The task >>
Can you set down, exactly as they appear below, the lines from the opening of the material through the one bearing "const [scale, setScale] = useState(1);", minus the pictures?

Data shown >>

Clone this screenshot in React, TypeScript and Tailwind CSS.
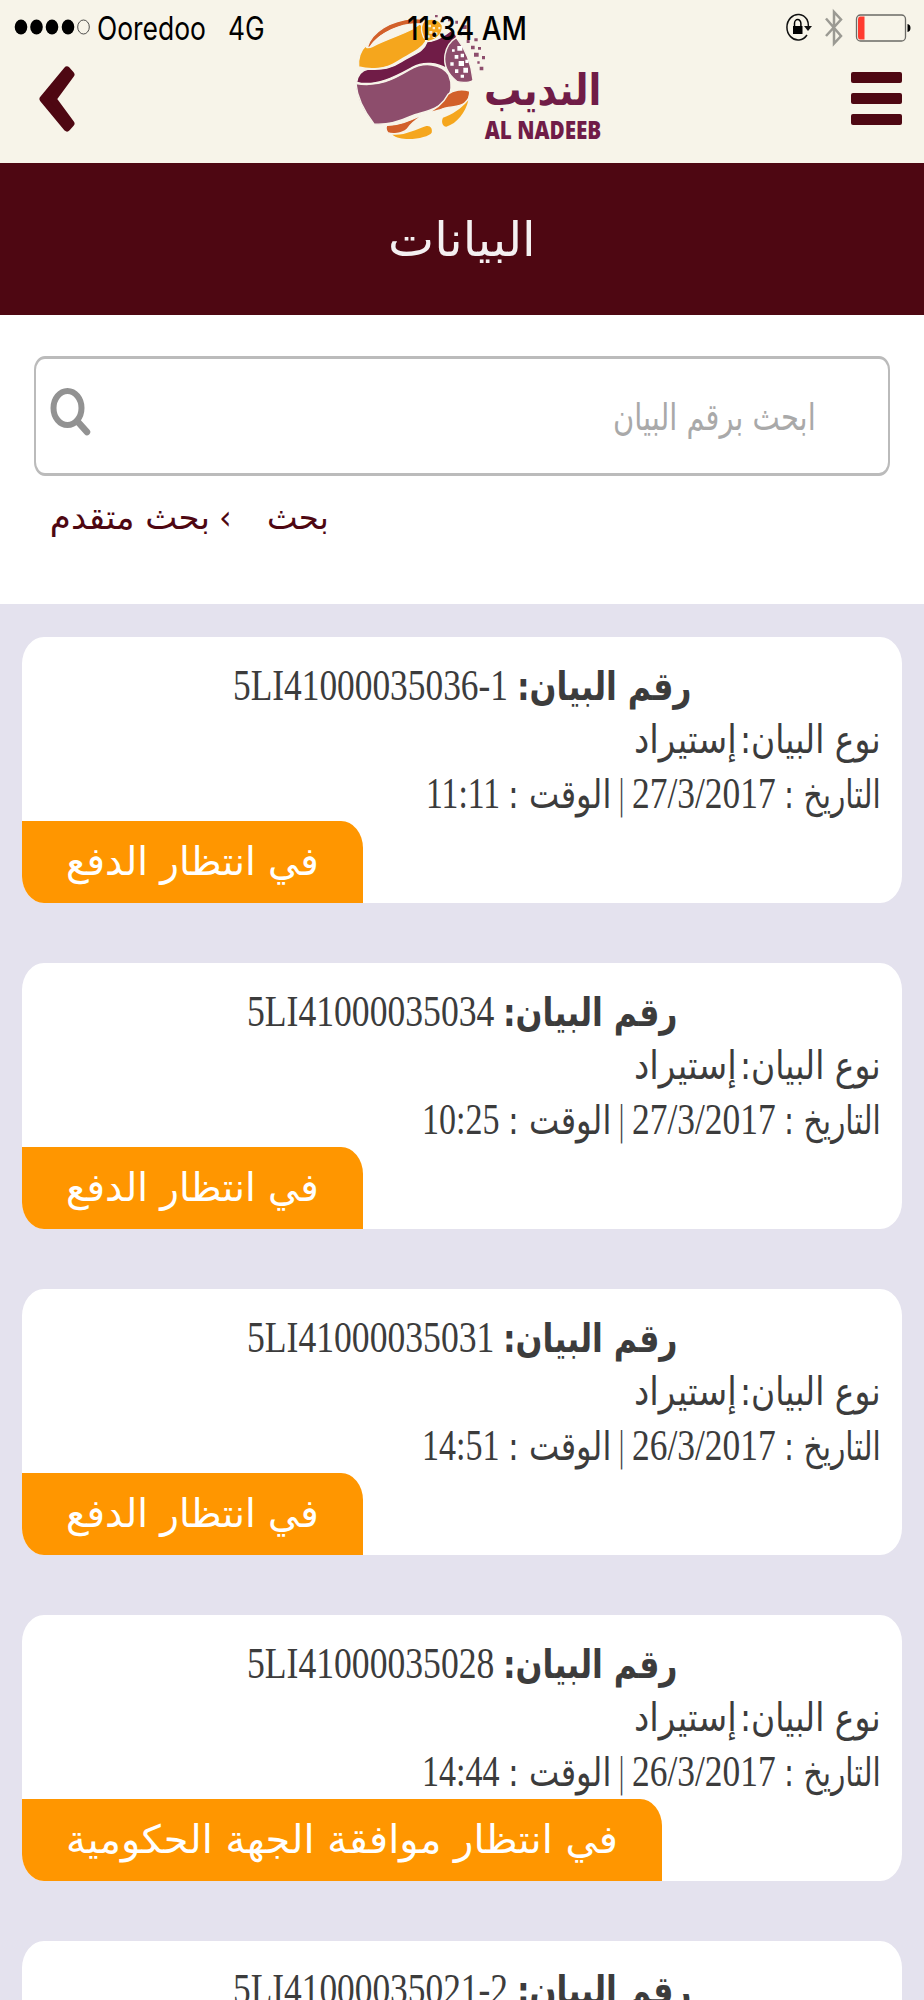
import { useLayoutEffect, useRef, useState } from "react";
import clsx from "clsx";

type FitProps = {
  w: number;
  children: string;
  ltr?: boolean;
  className?: string;
};

// Condenses a piece of text so it fills exactly w pixels
function Fit({ w, children, ltr, className }: FitProps) {
  const ref = useRef<HTMLSpanElement>(null);
  const [scale, setScale] = useState(1);

  useLayoutEffect(() => {
    if (ref.current) setScale(w / ref.current.offsetWidth);
  }, [w, children]);

  return (
    <span dir={ltr ? "ltr" : "rtl"} className={clsx("inline-block shrink-0 whitespace-nowrap", className)} style={{ width: w }}>
      <span
        ref={ref}
        className={clsx("inline-block", ltr ? "origin-left" : "origin-right")}
        style={{ transform: `scaleX(${scale})` }}
      >
        {children}
      </span>
    </span>
  );
}

function Logo() {
  return (
    <svg className="absolute left-[353px] top-[13px] h-[130px] w-[254px] overflow-visible" viewBox="70 40 760 390">
      <g stroke="#f7f4e9" strokeWidth="4" strokeLinejoin="round">
        <path fill="#d2602a" d="M112 143C125 96 183 62 250 57C268 56 284 60 290 66L270 73C212 68 148 101 119 143Z" />
        <path fill="#f5a61d" d="M109 136C105 148 120 144 128 140C165 121 212 106 248 88L270 72C283 84 290 108 287 126C272 151 239 163 199 188C168 208 122 212 86 202C84 178 92 152 109 136Z" />
        <path fill="#701c47" d="M80 248C83 226 96 212 115 208C161 211 184 205 214 186C254 161 280 158 291 126C326 125 344 104 362 94C377 103 384 110 378 121C347 138 338 180 350 207C324 190 281 184 247 203C201 228 139 263 80 248Z" />
        <path fill="#8d4d6c" d="M78 252C143 264 193 238 238 211C282 184 336 193 356 226C367 251 366 280 348 300C322 332 282 335 241 350C199 369 165 376 132 373C104 337 82 299 78 252Z" />
        <path fill="#8d4d6c" d="M379 114C404 145 423 186 429 241C424 249 397 250 382 246C356 226 340 199 345 165C349 143 363 123 379 114Z" />
        <path fill="#f5a61d" d="M281 66C297 54 326 56 337 77C340 101 319 121 295 125C278 121 267 83 281 66Z" />
        <path fill="#d2602a" d="M170 377C207 378 243 361 279 345C314 332 339 314 354 284C370 270 397 268 419 274C420 288 413 303 403 311C386 325 355 318 329 331C288 340 254 356 231 389C216 403 185 405 173 399C168 391 167 383 170 377Z" />
      </g>
      <path fill="#f5a61d" d="M187 405C223 409 257 389 289 379C302 377 308 387 305 399C296 415 215 429 187 405Z" />
      <path fill="#f5a61d" d="M415 302C407 338 381 372 349 381C337 380 333 365 339 354C364 347 395 326 415 302Z" />
      <path fill="#f7f4e9" d="M121 138C146 98 210 73 264 76C237 98 170 112 121 138Z" />
      <g fill="#fff">
        <path d="M382 139h15v14h-15zM366 149h8v7h-8zM374 166h11v11h-11zM392 162h10v11h-10zM361 188h10v10h-10zM386 184h16v15h-16zM406 180h9v10h-9zM375 209h10v11h-10zM400 204h14v15h-14zM392 225h10v9h-10z" />
        <path opacity=".8" d="M295 75h8v8h-8zM308 82h7v7h-7zM298 94h9v8h-9zM314 98h8v8h-8zM292 107h7v7h-7zM325 82h6v7h-6zM308 109h7v6h-7z" />
      </g>
      <path
        fill="#8d4d6c"
        d="M315 46h8v7h-8zM336 51h9v9h-9zM354 57h8v8h-8zM376 63h8v9h-8zM397 77h13v11h-13zM388 98h8v9h-8zM410 121h9v9h-9zM433 116h10v9h-10zM423 138h11v11h-11zM444 142h9v8h-9zM432 159h14v12h-14zM456 169h9v10h-9zM442 185h7v7h-7zM449 201h11v11h-11z"
      />
      <g fill="#701c47" fontFamily="DejaVu Sans, sans-serif" fontWeight="bold">
        <text x="814" y="316" fontSize="130" textLength="352" lengthAdjust="spacingAndGlyphs" direction="rtl">النديب</text>
        <text x="464" y="419" fontSize="74" textLength="350" lengthAdjust="spacingAndGlyphs" fontFamily="Open Sans, sans-serif" fontWeight="800">
          AL NADEEB
        </text>
      </g>
    </svg>
  );
}

function StatusIcons() {
  return (
    <svg className="h-[40px] w-[128px]" viewBox="0 0 128 40">
      {/* orientation lock */}
      <path d="M22 28A11.2 12.7 0 1 1 22 12.5Q23.5 15 23.5 20" fill="none" stroke="#111" strokeWidth="1.5" />
      <path d="M19 19h8l-4 5z" fill="#111" />
      <path d="M8 19h9.500v8h-9.500z" fill="#000" />
      <path d="M9.500 20v-3.500a3.200 4 0 0 1 6.400 0V20" fill="none" stroke="#000" strokeWidth="1.500" />
      {/* bluetooth */}
      <path d="M41 11.500L56 29L49 36.500V5L56 12.500L41 29" fill="none" stroke="#9b9a93" strokeWidth="2.500" />
      {/* battery */}
      <rect x="71.500" y="8" width="49" height="26" rx="4" fill="none" stroke="#6b6a66" strokeWidth="1.300" />
      <path d="M73 12a2 3 0 0 1 2-2.500h4.500v23H75a2 3 0 0 1-2-2.500z" fill="#ff3b30" />
      <path d="M122.500 17q3 .5 3 4t-3 4z" fill="#000" />
    </svg>
  );
}

function Header() {
  return (
    <header className="relative h-[163px] shrink-0 bg-[#f7f4e9]">
      <Logo />
      <div className="relative flex h-[54px] items-baseline font-[Inter,sans-serif] text-[32px] leading-[57px] text-black">
        <svg className="ml-[14px] h-[18px] w-[77px] self-center" viewBox="0 0 77 18">
          <ellipse cx="7" cy="9" rx="6.3" ry="7.4" />
          <ellipse cx="22.500" cy="9" rx="6.300" ry="7.400" />
          <ellipse cx="38" cy="9" rx="6.300" ry="7.400" />
          <ellipse cx="54" cy="9" rx="6.300" ry="7.400" />
          <ellipse cx="69.500" cy="9" rx="5.800" ry="7" fill="none" stroke="#222" strokeWidth=".8" />
        </svg>
        <Fit w={109} ltr className="ml-[6px]">Ooredoo</Fit>
        <Fit w={37} ltr className="ml-[22px]">4G</Fit>
        <Fit w={120} ltr className="ml-[142px] font-medium">11:34 AM</Fit>
        <div className="ml-auto mr-[11px] self-start pt-[7px]">
          <StatusIcons />
        </div>
      </div>
      <div className="relative flex justify-between pl-[39px] pr-[22px]">
        <svg className="mt-[11px] h-[68px] w-[37px]" viewBox="0 0 37 68">
          <path d="M28 5L32 9.500L14 34L32 58.500L28 63L4 34Z" fill="#4e0712" stroke="#4e0712" strokeWidth="7" strokeLinejoin="round" />
        </svg>
        <div className="flex flex-col gap-[10px] pt-[18px]">
          <span className="h-[11px] w-[51px] rounded-[2px] bg-[#4e0712]" />
          <span className="h-[11px] w-[51px] rounded-[2px] bg-[#4e0712]" />
          <span className="h-[11px] w-[51px] rounded-[2px] bg-[#4e0712]" />
        </div>
      </div>
    </header>
  );
}

function Search() {
  return (
    <section className="h-[289px] shrink-0 bg-white px-[34px] pt-[41px]">
      <div className="flex h-[120px] items-center justify-between rounded-[11px/14px] border-x-2 border-y-[3px] border-[#bbb] pl-[14px] pr-[72px]">
        <svg className="mb-[8px] h-[50px] w-[42px]" viewBox="0 0 42 50" fill="none" stroke="#929292">
          <ellipse cx="17.500" cy="21" rx="14" ry="17" strokeWidth="6" />
          <path d="M28 35L37 45" strokeWidth="6.500" strokeLinecap="round" />
        </svg>
        <Fit w={203} className="pt-[3px] text-[37px] text-[#a9a9a9]">ابحث برقم البيان</Fit>
      </div>
      <div className="flex items-baseline pl-[16px] pt-[18px] text-[34px] leading-[46px] text-[#4e0712]">
        <Fit w={160}>بحث متقدم</Fit>
        <Fit w={13} ltr className="ml-[9px]">‹</Fit>
        <Fit w={62} className="ml-[35px]">بحث</Fit>
      </div>
    </section>
  );
}

type Declaration = {
  number: string;
  numberWidth: number;
  date: string;
  time: string;
  timeWidth: number;
  status: string;
  statusWidth: number;
};

const declarations: Declaration[] = [
  { number: "5LI41000035036-1", numberWidth: 275, date: "27/3/2017", time: "11:11", timeWidth: 74, status: "في انتظار الدفع", statusWidth: 253 },
  { number: "5LI41000035034", numberWidth: 247, date: "27/3/2017", time: "10:25", timeWidth: 78, status: "في انتظار الدفع", statusWidth: 253 },
  { number: "5LI41000035031", numberWidth: 247, date: "26/3/2017", time: "14:51", timeWidth: 78, status: "في انتظار الدفع", statusWidth: 253 },
  { number: "5LI41000035028", numberWidth: 247, date: "26/3/2017", time: "14:44", timeWidth: 78, status: "في انتظار موافقة الجهة الحكومية", statusWidth: 552 },
  { number: "5LI41000035021-2", numberWidth: 275, date: "", time: "", timeWidth: 0, status: "", statusWidth: 0 },
];

const numeric = "font-['Liberation_Serif',serif] text-[45px]";

function Card({ item }: { item: Declaration }) {
  return (
    <article className="flex h-[266px] shrink-0 flex-col overflow-hidden rounded-[22px/27px] bg-white text-[39px] leading-[54px] text-[#3c3c3c]">
      <div dir="rtl" className="mt-[21px] flex h-[54px] items-baseline justify-center gap-[9px]">
        <Fit w={175} className="font-bold">رقم البيان:</Fit>
        <Fit w={item.numberWidth} ltr className={numeric}>{item.number}</Fit>
      </div>
      {item.date && (
        <>
          <div dir="rtl" className="mt-px flex h-[54px] items-baseline gap-[3px] pr-[21px]">
            <Fit w={141}>نوع البيان:</Fit>
            <Fit w={103}>إستيراد</Fit>
          </div>
          <div dir="rtl" className="-mt-px flex h-[54px] items-baseline gap-[8px] pr-[21px]">
            <Fit w={97}>التاريخ :</Fit>
            <Fit w={144} ltr className={numeric}>{item.date}</Fit>
            <Fit w={5}>|</Fit>
            <Fit w={103}>الوقت :</Fit>
            <Fit w={item.timeWidth} ltr className={numeric}>{item.time}</Fit>
          </div>
          <div dir="ltr" className="mt-auto flex h-[82px] self-start rounded-tr-[22px_27px] bg-[#ff9600] pl-[44px] pr-[44px] pt-[14px] text-white">
            <Fit w={item.statusWidth}>{item.status}</Fit>
          </div>
        </>
      )}
    </article>
  );
}

export default function App() {
  return (
    <div className="flex h-[2000px] w-[924px] flex-col overflow-hidden bg-[#e4e2ee] font-['DejaVu_Sans',sans-serif]">
      <Header />
      <div className="flex h-[152px] shrink-0 items-center justify-center bg-[#4e0712] text-[48px] text-[#f4f0f1]">
        <Fit w={148}>البيانات</Fit>
      </div>
      <Search />
      <main className="flex flex-col gap-[60px] px-[22px] pt-[33px]">
        {declarations.map((item) => (
          <Card key={item.number} item={item} />
        ))}
      </main>
    </div>
  );
}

Exercise response >>
Clone this screenshot in React, TypeScript and Tailwind CSS.
import { useLayoutEffect, useRef, useState } from "react";
import clsx from "clsx";

type FitProps = {
  w: number;
  children: string;
  ltr?: boolean;
  className?: string;
};

// Condenses a piece of text so it fills exactly w pixels
function Fit({ w, children, ltr, className }: FitProps) {
  const ref = useRef<HTMLSpanElement>(null);
  const [scale, setScale] = useState(1);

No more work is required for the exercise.